Goldman Sachs helped the Greek government to mask the true extent of its deficit with the help of a derivatives deal that legally circumvented the EU Maastricht deficit rules. At some point the so-called cross currency swaps will mature, and swell the country's already bloated deficit.

Greeks aren't very welcome in the Rue Alphones Weicker in Luxembourg. It's home to Eurostat, the European Union's statistical office. The number crunchers there are deeply annoyed with Athens. Investigative reports state that important data "cannot be confirmed" or has been requested but "not received."

 
Creative accounting took priority when it came to totting up government debt.Since 1999, the Maastricht rules threaten to slap hefty fines on euro member countries that exceed the budget deficit limit of three percent of gross domestic product. Total government debt mustn't exceed 60 percent.

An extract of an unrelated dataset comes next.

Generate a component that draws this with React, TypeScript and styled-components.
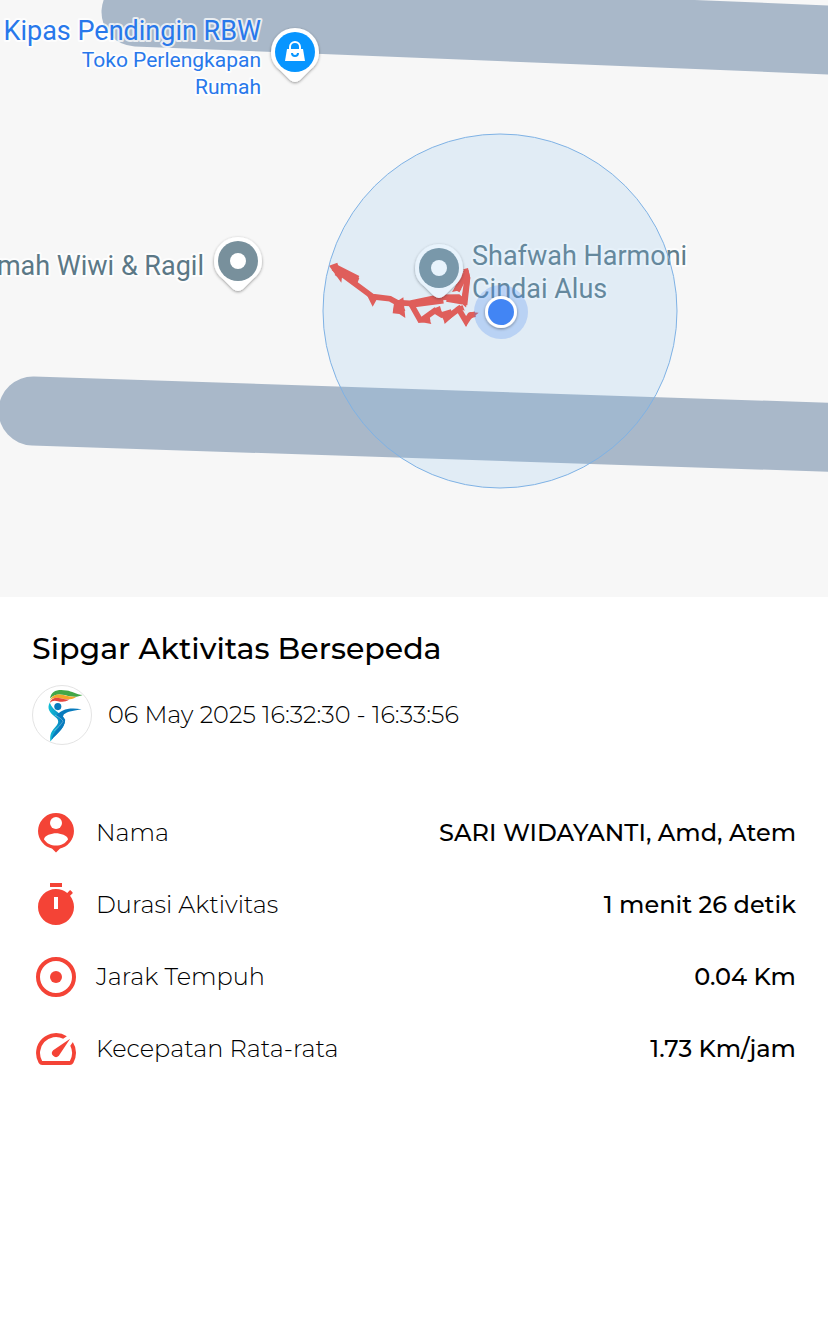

The Greeks have never managed to stick to the 60 percent debt limit, and they only adhered to the three percent deficit ceiling with the help of blatant balance sheet cosmetics. One time, gigantic military expenditures were left out, and another time billions in hospital debt. After recalculating the figures, the experts at Eurostat consistently came up with the same results: In truth, the deficit each year has been far greater than the three percent limit. In 2009, it exploded to over 12 percent.

Now, though, it looks like the Greek figure jugglers have been even more brazen than was previously thought. "Around 2002 in particular, various investment banks offered complex financial products with which governments could push part of their liabilities into the future," one insider recalled, adding that Mediterranean countries had snapped up such products.

Greece's debt managers agreed a huge deal with the savvy bankers of US investment bank Goldman Sachs at the start of 2002. The deal involved so-called cross-currency swaps in which government debt issued in dollars and yen was swapped for euro debt for a certain period -- to be exchanged back into the original currencies at a later date.

Fictional Exchange Rates

Such transactions are part of normal government refinancing. Europe's governments obtain funds from investors around the world by issuing bonds in yen, dollar or Swiss francs. But they need euros to pay their daily bills. Years later the bonds are repaid in the original foreign denominations.

But in the Greek case the US bankers devised a special kind of swap with fictional exchange rates. That enabled Greece to receive a far higher sum than the actual euro market value of 10 billion dollars or yen. In that way Goldman Sachs secretly arranged additional credit of up to $1 billion for the Greeks.

This credit disguised as a swap didn't show up in the Greek debt statistics. Eurostat's reporting rules don't comprehensively record transactions involving financial derivatives. "The Maastricht rules can be circumvented quite legally through swaps," says a German derivatives dealer.